Every line below should be copied exactly; drop the pictures.

SOURCE MATERIAL:
◆ ◆ ◆ ◆ ◆ ◆ ◆

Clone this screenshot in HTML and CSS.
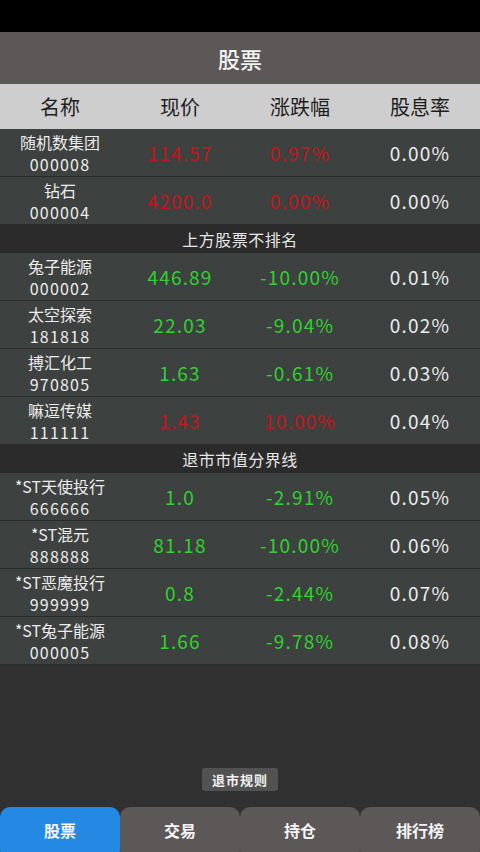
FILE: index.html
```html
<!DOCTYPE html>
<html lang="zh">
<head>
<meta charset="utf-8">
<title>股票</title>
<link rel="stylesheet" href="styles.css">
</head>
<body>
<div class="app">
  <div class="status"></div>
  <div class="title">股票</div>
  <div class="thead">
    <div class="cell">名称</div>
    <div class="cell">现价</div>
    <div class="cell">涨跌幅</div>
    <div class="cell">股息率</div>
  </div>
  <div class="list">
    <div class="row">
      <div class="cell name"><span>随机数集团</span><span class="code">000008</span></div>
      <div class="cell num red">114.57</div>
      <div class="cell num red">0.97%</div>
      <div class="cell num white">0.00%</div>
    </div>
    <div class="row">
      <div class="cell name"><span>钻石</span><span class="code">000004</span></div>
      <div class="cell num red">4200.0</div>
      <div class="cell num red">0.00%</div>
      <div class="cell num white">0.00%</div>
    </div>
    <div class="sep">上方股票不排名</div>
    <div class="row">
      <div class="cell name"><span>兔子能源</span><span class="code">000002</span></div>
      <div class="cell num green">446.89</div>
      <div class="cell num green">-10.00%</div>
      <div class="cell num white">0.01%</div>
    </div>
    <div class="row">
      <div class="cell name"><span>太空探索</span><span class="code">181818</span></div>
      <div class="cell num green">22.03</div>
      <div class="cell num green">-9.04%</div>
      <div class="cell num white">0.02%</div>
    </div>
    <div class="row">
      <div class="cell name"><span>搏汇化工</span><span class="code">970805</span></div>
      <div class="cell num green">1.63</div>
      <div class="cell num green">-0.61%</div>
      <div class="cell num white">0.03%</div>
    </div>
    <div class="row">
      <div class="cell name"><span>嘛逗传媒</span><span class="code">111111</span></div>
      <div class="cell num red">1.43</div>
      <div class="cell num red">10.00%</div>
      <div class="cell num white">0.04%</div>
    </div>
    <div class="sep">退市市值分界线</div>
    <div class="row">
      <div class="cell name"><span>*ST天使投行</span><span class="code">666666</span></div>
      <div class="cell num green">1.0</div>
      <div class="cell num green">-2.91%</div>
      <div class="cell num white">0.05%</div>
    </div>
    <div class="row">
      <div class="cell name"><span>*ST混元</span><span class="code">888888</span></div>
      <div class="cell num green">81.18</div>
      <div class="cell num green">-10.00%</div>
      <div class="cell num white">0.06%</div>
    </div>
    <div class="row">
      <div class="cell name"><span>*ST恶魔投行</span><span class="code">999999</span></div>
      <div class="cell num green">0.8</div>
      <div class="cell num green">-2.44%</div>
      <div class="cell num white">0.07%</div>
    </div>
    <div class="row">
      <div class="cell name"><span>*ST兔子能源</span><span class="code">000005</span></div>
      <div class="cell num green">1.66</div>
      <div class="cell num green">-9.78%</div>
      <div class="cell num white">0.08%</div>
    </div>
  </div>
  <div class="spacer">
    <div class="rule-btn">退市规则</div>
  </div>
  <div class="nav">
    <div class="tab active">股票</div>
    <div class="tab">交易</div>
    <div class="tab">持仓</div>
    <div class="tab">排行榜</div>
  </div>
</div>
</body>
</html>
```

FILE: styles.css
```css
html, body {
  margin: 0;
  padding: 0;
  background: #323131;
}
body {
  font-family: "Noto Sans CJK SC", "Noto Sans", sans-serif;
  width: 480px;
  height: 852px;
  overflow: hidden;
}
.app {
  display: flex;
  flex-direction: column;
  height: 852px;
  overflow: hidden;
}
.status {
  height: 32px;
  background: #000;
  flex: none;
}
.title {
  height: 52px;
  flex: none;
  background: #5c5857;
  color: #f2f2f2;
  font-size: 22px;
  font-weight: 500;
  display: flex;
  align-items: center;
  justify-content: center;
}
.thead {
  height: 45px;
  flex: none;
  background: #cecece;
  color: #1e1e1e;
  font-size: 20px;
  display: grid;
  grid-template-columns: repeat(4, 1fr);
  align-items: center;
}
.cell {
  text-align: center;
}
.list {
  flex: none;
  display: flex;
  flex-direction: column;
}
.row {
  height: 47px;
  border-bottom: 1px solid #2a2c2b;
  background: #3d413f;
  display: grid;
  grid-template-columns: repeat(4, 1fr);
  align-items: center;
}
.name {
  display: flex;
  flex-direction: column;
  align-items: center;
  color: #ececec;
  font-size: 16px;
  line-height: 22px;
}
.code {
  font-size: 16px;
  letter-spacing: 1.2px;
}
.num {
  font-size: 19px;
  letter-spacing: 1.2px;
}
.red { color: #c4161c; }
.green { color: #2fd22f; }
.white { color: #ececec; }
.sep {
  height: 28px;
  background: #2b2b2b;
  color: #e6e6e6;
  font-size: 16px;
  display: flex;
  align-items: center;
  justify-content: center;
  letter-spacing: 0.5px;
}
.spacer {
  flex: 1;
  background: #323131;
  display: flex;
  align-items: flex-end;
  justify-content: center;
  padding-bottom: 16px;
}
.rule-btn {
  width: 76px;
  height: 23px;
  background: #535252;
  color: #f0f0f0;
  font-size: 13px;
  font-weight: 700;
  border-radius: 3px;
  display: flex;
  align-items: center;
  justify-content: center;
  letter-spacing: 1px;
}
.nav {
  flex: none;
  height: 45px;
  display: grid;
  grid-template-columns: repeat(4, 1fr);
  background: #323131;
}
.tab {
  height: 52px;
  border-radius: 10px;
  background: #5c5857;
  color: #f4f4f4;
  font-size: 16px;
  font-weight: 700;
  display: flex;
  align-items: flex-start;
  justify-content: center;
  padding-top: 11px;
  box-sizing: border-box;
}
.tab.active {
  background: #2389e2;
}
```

◆ ◆ ◆ ◆ ◆ ◆ ◆

RESULT OF THE EXERCISE:
Clone this screenshot in HTML and CSS.
FILE: index.html
```html
<!DOCTYPE html>
<html lang="zh">
<head>
<meta charset="utf-8">
<title>股票</title>
<link rel="stylesheet" href="styles.css">
</head>
<body>
<div class="app">
  <div class="status"></div>
  <div class="title">股票</div>
  <div class="thead">
    <div class="cell">名称</div>
    <div class="cell">现价</div>
    <div class="cell">涨跌幅</div>
    <div class="cell">股息率</div>
  </div>
  <div class="list">
    <div class="row">
      <div class="cell name"><span>随机数集团</span><span class="code">000008</span></div>
      <div class="cell num red">114.57</div>
      <div class="cell num red">0.97%</div>
      <div class="cell num white">0.00%</div>
    </div>
    <div class="row">
      <div class="cell name"><span>钻石</span><span class="code">000004</span></div>
      <div class="cell num red">4200.0</div>
      <div class="cell num red">0.00%</div>
      <div class="cell num white">0.00%</div>
    </div>
    <div class="sep">上方股票不排名</div>
    <div class="row">
      <div class="cell name"><span>兔子能源</span><span class="code">000002</span></div>
      <div class="cell num green">446.89</div>
      <div class="cell num green">-10.00%</div>
      <div class="cell num white">0.01%</div>
    </div>
    <div class="row">
      <div class="cell name"><span>太空探索</span><span class="code">181818</span></div>
      <div class="cell num green">22.03</div>
      <div class="cell num green">-9.04%</div>
      <div class="cell num white">0.02%</div>
    </div>
    <div class="row">
      <div class="cell name"><span>搏汇化工</span><span class="code">970805</span></div>
      <div class="cell num green">1.63</div>
      <div class="cell num green">-0.61%</div>
      <div class="cell num white">0.03%</div>
    </div>
    <div class="row">
      <div class="cell name"><span>嘛逗传媒</span><span class="code">111111</span></div>
      <div class="cell num red">1.43</div>
      <div class="cell num red">10.00%</div>
      <div class="cell num white">0.04%</div>
    </div>
    <div class="sep">退市市值分界线</div>
    <div class="row">
      <div class="cell name"><span>*ST天使投行</span><span class="code">666666</span></div>
      <div class="cell num green">1.0</div>
      <div class="cell num green">-2.91%</div>
      <div class="cell num white">0.05%</div>
    </div>
    <div class="row">
      <div class="cell name"><span>*ST混元</span><span class="code">888888</span></div>
      <div class="cell num green">81.18</div>
      <div class="cell num green">-10.00%</div>
      <div class="cell num white">0.06%</div>
    </div>
    <div class="row">
      <div class="cell name"><span>*ST恶魔投行</span><span class="code">999999</span></div>
      <div class="cell num green">0.8</div>
      <div class="cell num green">-2.44%</div>
      <div class="cell num white">0.07%</div>
    </div>
    <div class="row">
      <div class="cell name"><span>*ST兔子能源</span><span class="code">000005</span></div>
      <div class="cell num green">1.66</div>
      <div class="cell num green">-9.78%</div>
      <div class="cell num white">0.08%</div>
    </div>
  </div>
  <div class="spacer">
    <div class="rule-btn">退市规则</div>
  </div>
  <div class="nav">
    <div class="tab active">股票</div>
    <div class="tab">交易</div>
    <div class="tab">持仓</div>
    <div class="tab">排行榜</div>
  </div>
</div>
</body>
</html>
```

FILE: styles.css
```css
html, body {
  margin: 0;
  padding: 0;
  background: #323131;
}
body {
  font-family: "Noto Sans CJK SC", "Noto Sans", sans-serif;
  width: 480px;
  height: 852px;
  overflow: hidden;
}
.app {
  display: flex;
  flex-direction: column;
  height: 852px;
  overflow: hidden;
}
.status {
  height: 32px;
  background: #000;
  flex: none;
}
.title {
  height: 52px;
  flex: none;
  background: #5c5857;
  color: #f2f2f2;
  font-size: 22px;
  font-weight: 500;
  display: flex;
  align-items: center;
  justify-content: center;
}
.thead {
  height: 45px;
  flex: none;
  background: #cecece;
  color: #1e1e1e;
  font-size: 20px;
  display: grid;
  grid-template-columns: repeat(4, 1fr);
  align-items: center;
}
.cell {
  text-align: center;
}
.list {
  flex: none;
  display: flex;
  flex-direction: column;
}
.row {
  height: 47px;
  border-bottom: 1px solid #2a2c2b;
  background: #3d413f;
  display: grid;
  grid-template-columns: repeat(4, 1fr);
  align-items: center;
}
.name {
  display: flex;
  flex-direction: column;
  align-items: center;
  color: #ececec;
  font-size: 16px;
  line-height: 22px;
}
.code {
  font-size: 16px;
  letter-spacing: 1.2px;
}
.num {
  font-size: 19px;
  letter-spacing: 1.2px;
}
.red { color: #c4161c; }
.green { color: #2fd22f; }
.white { color: #ececec; }
.sep {
  height: 28px;
  background: #2b2b2b;
  color: #e6e6e6;
  font-size: 16px;
  display: flex;
  align-items: center;
  justify-content: center;
  letter-spacing: 0.5px;
}
.spacer {
  flex: 1;
  background: #323131;
  display: flex;
  align-items: flex-end;
  justify-content: center;
  padding-bottom: 16px;
}
.rule-btn {
  width: 76px;
  height: 23px;
  background: #535252;
  color: #f0f0f0;
  font-size: 13px;
  font-weight: 700;
  border-radius: 3px;
  display: flex;
  align-items: center;
  justify-content: center;
  letter-spacing: 1px;
}
.nav {
  flex: none;
  height: 45px;
  display: grid;
  grid-template-columns: repeat(4, 1fr);
  background: #323131;
}
.tab {
  height: 52px;
  border-radius: 10px;
  background: #5c5857;
  color: #f4f4f4;
  font-size: 16px;
  font-weight: 700;
  display: flex;
  align-items: flex-start;
  justify-content: center;
  padding-top: 11px;
  box-sizing: border-box;
}
.tab.active {
  background: #2389e2;
}
```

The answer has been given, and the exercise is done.